Today, Bain is vocal about her queer identity, but for a long time was hesitant to discuss it for fear of being pigeonholed. “I don’t just put female pronouns in my songs for the sake of it. That on its own will make a difference because I didn’t hear that growing up and if I had it would’ve changed my entire life. That’s the main thing that people want to talk to me about after shows, they’ll come up and tell me I helped them. I used to shy away from it because I didn’t want to make it my ‘thing’ to be gay. Now I’m gonna make it my thing, and I like that it’s my thing. It’s my god-given right and I’m going to use it, it’s something that’s cool and should be celebrated.”

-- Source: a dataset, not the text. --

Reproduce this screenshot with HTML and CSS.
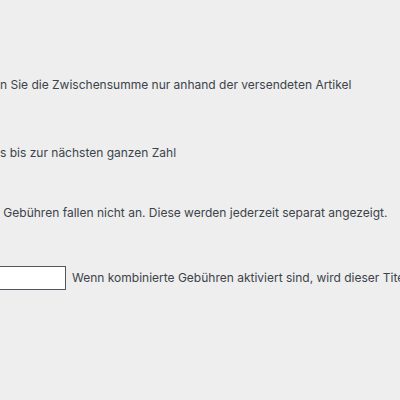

She recalls her own experience of growing up with very few queer icons to look up to: “I knew older lesbians here and there, but they were a different type of queer person to me. I stumbled across Eliot Sumner” - child of Sting and actress Trudie Styler - “and was like ‘oh my God, they wear the same things as me, I love their music, everyone at school thinks they’re really cool’, they had greasy hair, looked a bit scrappy and so did I. They were the only person I can think of, but I didn’t really have anyone to look up to. Or there were Emily and Naomi’s characters in Skins, but that was it. That’s why it makes me so angry that The L Word: Generation Q hasn’t been picked up for another season. I know it’s not the best script ever and I know it’s a bit silly, but it’s the only thing we have. Ammonite was the most boring thing I’ve ever seen in my entire life but because it’s a lesbian film, I watched it twice! I felt like I needed the gay content.”

As our conversation draws to a close she tells me she’s off to spend her afternoon with George of The 1975. She rolls a cigarette, throws her cloak back over her shoulders and disappears under the Hackney Downs railway arches.

‘In The End It Always Does’ by The Japanese House will be available on June 30th 2023.